Thursday 5 September 2013

Cloud Atlas

I finally caught up with the movie, "Cloud Atlas".  I have always been a great fan of David Mitchell's novels, starting with "Ghostwritten", which I heard about when A.S.Byatt declared it her favorite book of the year in the TLS. So I was intrigued when I read about the Wachowski-Twyker film adaptation.  Normally, one of my cardinal rules of film going is to never see a film made from a good book.  (A film made from a bad book is a different story.)  A filmed version can never compete with what our imagination creates from an author's words, and the result is usually some sort of paint-by-numbers version of the book.  But the film-maker's strategy in this case was too audacious to ignore.  Taking Mitchell's six stories, which are told in a kind of palindromic, Russian doll sequence in the novel, and telling them all concurrently is a brilliant idea.  Simply put, viewing the film requires you to have six simultaneous narratives in your head, each set in an entirely different era.
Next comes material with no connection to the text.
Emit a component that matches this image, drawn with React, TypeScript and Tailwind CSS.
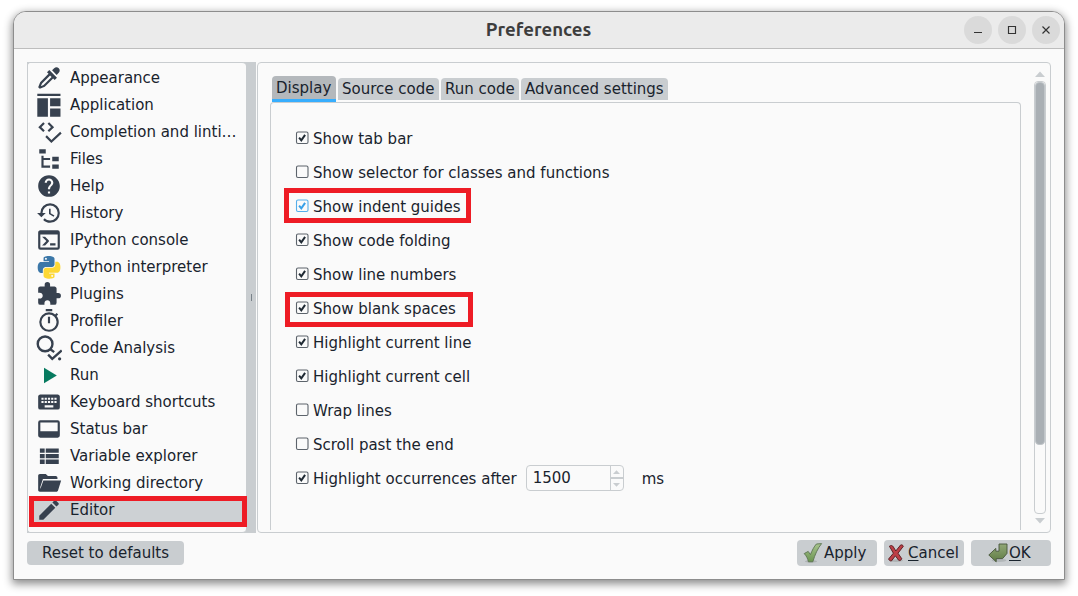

Once it gets going, the film shifts abruptly from one story to the other in brilliant feats of editing, so that in the middle of a sci-fi action scene, you are suddenly in an scene on a 19th century ship, with no transitional devices whatsoever.  Six part polyphony!  This is fun, and really subverts the standard Hollywood notions of editing and storytelling.  It also brings to mind D.W. Griffiths equally audacious classic of parallel storytelling, "Intolerance", whose ending features the narrative climax of four different narratives in four different epochs.   So all of this narrative excitement makes up for the frequent stretches of risible dialogue, bad acting, and silly prosthetics that litter the film. (Another cardinal rule of mine is to never see a film which has a classical composer as a character.)   The film makers, like D.W. Griffith before them, are trying to do something very ambitious: whether they succeed or not is almost besides the point.

The East Village

I had run out of ancestral homes to visit, so I decided to go see Charlie Parker's residence, at 151 Avenue B in the East Village, right on Tompkins Square Park.   Here it is:


The East Village, another gentrified neighborhood in New York, has gone through a number of transitions in the last 100 years.   It is fascinating to walk through, mostly because it has a lot of architecture of contrasting styles.   Right around the corner from Charlie Parker's house, I found this French Country Chateau:


It's actually a public school.

Now we are in Germany:


A bit of Art Deco ornamentation:



And the remnants of graffiti:


I had a snack at the New York outpost of Vancouver's famous Japadog hot dog joint.